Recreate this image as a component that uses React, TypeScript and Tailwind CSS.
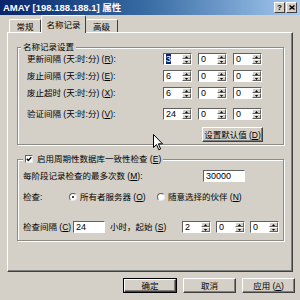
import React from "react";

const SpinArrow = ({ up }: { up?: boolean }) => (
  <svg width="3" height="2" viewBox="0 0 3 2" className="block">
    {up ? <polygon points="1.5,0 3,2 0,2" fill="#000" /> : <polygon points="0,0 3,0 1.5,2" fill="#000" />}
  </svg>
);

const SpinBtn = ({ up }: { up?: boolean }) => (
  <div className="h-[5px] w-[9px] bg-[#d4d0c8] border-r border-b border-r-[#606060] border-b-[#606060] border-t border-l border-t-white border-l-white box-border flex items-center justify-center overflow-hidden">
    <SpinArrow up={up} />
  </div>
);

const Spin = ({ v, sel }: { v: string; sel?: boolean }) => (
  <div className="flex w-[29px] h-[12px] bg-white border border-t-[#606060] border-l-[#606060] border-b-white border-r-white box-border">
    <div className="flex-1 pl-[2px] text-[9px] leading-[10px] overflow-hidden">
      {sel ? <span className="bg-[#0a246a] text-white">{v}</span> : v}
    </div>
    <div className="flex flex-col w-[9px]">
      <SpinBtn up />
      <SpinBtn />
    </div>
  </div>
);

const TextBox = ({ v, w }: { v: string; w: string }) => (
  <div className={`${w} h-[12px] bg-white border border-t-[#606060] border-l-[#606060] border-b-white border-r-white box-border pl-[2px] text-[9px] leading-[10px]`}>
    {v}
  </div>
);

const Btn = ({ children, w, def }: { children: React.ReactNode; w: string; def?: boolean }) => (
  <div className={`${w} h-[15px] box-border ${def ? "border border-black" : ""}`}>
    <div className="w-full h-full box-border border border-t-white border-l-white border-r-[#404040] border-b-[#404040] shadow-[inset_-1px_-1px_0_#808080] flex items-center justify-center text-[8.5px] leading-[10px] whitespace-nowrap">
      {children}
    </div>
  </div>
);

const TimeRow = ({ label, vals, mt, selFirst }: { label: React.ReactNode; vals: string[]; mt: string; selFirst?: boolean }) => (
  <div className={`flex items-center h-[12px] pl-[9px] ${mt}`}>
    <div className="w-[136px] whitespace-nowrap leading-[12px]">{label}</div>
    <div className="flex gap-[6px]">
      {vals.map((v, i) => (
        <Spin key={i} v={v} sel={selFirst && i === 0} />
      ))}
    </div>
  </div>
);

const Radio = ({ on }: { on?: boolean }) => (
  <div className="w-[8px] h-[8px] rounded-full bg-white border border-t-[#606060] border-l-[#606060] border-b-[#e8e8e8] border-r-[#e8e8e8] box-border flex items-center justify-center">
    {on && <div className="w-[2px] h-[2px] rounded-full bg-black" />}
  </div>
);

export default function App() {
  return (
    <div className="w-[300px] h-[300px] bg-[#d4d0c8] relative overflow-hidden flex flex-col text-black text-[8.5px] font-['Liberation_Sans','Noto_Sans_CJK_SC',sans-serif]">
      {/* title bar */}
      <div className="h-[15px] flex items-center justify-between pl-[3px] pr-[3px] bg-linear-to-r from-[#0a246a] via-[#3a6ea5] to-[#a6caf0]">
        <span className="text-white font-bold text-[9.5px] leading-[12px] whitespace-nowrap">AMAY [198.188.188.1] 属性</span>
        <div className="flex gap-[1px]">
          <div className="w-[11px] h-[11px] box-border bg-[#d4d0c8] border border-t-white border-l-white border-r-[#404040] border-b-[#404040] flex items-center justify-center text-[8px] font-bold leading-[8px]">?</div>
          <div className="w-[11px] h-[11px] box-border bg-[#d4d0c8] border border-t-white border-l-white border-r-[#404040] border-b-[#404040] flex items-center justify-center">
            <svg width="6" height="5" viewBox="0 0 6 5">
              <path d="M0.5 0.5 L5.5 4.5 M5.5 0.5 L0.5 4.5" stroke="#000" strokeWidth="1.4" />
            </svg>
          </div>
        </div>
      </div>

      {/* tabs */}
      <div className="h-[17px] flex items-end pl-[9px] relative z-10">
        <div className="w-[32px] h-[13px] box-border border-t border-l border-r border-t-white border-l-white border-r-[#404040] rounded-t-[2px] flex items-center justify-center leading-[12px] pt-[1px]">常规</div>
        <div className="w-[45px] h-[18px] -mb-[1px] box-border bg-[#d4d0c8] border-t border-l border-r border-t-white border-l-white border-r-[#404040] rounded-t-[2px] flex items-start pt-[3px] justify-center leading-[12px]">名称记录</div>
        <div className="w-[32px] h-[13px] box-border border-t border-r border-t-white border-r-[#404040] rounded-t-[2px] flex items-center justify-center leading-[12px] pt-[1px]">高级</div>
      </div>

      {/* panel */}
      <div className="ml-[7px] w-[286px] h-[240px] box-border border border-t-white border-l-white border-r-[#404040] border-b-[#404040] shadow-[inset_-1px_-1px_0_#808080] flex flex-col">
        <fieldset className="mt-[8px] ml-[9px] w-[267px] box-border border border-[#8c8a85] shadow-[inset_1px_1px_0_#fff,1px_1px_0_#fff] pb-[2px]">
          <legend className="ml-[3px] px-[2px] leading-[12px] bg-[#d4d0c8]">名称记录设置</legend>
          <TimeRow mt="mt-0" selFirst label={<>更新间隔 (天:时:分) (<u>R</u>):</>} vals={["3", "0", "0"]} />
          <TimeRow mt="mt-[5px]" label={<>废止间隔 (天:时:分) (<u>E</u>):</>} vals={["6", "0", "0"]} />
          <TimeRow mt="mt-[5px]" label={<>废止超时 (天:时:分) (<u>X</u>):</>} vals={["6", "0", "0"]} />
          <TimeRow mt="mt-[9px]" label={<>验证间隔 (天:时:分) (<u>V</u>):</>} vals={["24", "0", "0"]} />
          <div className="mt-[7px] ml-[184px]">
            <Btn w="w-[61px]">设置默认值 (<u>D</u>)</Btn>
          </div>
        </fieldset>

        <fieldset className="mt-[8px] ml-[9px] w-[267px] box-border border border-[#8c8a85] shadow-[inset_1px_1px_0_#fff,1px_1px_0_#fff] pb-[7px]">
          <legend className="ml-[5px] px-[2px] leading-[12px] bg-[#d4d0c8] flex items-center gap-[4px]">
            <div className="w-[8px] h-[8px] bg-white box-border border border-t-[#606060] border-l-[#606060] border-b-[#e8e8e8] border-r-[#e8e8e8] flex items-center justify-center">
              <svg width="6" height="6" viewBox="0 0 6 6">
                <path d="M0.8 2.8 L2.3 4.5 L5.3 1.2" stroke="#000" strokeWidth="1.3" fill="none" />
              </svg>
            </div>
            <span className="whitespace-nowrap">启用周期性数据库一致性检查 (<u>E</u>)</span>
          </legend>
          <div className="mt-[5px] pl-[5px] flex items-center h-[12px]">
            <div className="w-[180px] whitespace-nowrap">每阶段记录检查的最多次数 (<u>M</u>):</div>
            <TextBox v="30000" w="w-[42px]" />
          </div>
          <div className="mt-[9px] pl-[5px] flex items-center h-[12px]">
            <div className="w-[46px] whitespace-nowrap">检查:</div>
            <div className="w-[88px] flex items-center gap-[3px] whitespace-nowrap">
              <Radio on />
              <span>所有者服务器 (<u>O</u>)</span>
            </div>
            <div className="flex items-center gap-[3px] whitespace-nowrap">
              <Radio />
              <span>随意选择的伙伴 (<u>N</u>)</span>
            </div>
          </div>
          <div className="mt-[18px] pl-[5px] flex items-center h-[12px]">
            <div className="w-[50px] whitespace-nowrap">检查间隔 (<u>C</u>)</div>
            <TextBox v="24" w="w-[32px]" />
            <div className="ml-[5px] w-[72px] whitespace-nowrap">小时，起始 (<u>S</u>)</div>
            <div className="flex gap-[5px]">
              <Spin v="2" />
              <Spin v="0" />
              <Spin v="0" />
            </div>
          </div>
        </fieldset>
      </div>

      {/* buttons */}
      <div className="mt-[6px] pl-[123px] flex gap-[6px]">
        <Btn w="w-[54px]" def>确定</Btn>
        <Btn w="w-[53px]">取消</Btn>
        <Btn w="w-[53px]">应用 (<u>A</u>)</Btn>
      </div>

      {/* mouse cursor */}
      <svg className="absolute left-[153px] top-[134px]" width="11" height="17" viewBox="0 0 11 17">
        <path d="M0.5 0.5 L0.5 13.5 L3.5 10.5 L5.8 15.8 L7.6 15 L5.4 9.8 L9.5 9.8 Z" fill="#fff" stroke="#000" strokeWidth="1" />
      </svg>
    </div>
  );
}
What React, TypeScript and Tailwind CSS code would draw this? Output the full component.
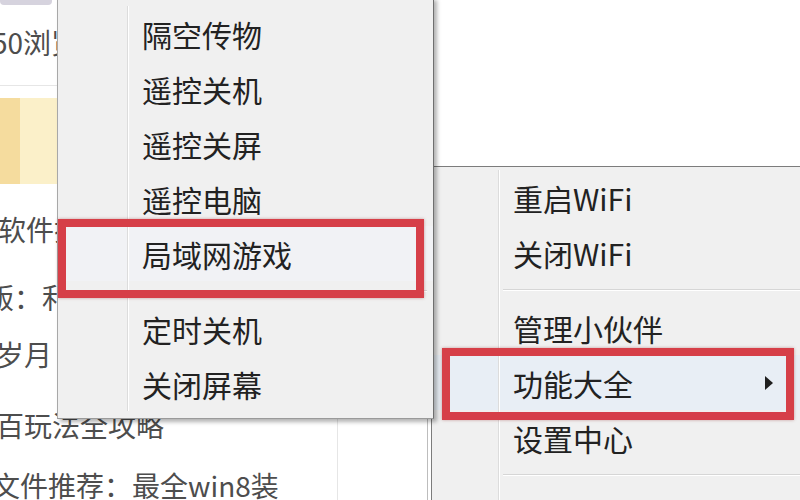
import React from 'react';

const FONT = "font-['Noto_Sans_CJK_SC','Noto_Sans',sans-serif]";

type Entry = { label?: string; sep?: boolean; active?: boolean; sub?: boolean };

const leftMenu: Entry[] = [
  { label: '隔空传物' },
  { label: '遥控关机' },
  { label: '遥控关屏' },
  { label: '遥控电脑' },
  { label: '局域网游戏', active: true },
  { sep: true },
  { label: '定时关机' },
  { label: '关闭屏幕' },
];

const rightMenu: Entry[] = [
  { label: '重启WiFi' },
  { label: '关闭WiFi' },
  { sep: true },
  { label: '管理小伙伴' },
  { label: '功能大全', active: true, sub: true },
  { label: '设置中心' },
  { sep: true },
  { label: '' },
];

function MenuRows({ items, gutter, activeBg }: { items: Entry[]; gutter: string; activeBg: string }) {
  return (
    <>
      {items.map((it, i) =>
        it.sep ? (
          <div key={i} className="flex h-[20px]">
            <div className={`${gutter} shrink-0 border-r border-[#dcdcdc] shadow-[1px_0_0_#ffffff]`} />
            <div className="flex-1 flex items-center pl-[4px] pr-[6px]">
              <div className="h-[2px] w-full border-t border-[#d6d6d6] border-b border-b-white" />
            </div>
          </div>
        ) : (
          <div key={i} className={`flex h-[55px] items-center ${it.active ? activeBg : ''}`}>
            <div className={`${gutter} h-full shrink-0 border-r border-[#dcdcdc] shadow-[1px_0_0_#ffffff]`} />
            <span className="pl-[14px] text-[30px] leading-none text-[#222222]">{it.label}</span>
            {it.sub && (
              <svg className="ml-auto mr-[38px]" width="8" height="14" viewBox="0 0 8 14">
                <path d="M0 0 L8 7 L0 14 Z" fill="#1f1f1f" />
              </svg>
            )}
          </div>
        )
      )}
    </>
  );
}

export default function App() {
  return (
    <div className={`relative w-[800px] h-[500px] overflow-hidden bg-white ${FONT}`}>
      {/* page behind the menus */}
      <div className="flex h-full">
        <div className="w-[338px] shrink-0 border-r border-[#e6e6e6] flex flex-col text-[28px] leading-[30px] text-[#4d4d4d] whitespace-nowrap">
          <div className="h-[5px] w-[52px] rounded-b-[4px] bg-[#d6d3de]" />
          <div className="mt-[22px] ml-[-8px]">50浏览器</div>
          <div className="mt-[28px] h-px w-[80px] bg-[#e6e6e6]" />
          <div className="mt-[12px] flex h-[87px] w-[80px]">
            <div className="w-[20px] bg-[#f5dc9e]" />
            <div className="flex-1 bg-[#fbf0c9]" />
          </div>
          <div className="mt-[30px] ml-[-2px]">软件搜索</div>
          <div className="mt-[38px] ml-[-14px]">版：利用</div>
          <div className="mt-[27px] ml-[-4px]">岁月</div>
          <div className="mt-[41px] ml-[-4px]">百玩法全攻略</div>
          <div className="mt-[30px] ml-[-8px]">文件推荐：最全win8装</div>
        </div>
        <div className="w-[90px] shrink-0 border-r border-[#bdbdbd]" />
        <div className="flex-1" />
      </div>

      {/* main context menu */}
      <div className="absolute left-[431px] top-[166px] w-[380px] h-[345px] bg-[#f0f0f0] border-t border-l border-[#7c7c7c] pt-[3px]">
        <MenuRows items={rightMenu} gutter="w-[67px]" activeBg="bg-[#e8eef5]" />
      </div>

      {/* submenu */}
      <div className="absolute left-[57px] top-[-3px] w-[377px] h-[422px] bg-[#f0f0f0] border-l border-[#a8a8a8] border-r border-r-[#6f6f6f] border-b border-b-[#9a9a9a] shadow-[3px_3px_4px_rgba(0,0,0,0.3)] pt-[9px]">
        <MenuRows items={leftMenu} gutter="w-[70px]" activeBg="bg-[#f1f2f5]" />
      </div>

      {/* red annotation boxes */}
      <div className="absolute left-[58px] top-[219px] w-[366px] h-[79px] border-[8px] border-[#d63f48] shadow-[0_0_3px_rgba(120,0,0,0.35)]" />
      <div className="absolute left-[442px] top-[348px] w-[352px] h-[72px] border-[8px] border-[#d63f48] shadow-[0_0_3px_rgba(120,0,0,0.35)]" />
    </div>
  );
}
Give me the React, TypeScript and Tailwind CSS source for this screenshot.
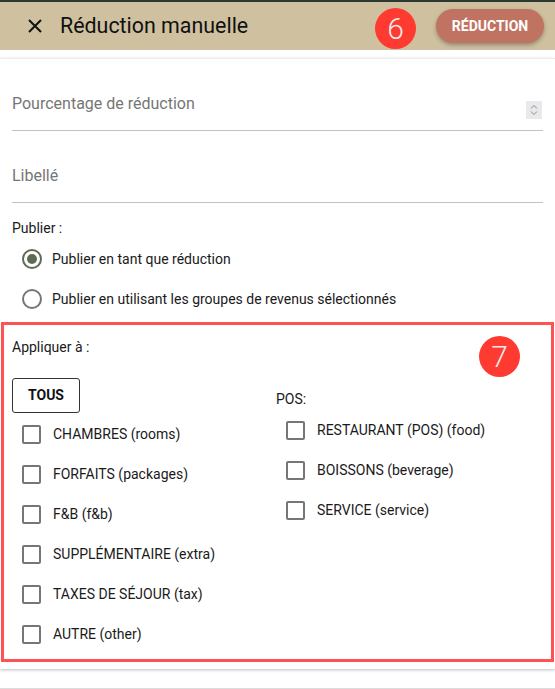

▸ Exercise prompt
Copy exactly the stretch of lines from the one containing "What React, TypeScript" through the one containing "string; sep?: boolean;", both included. Leave out any pictures.

▸ The reply
What React, TypeScript and Tailwind CSS code would draw this? Output the full component.
import React from 'react';

const FONT = "font-['Noto_Sans_CJK_SC','Noto_Sans',sans-serif]";

type Entry = { label?: string; sep?: boolean; active?: boolean; sub?: boolean };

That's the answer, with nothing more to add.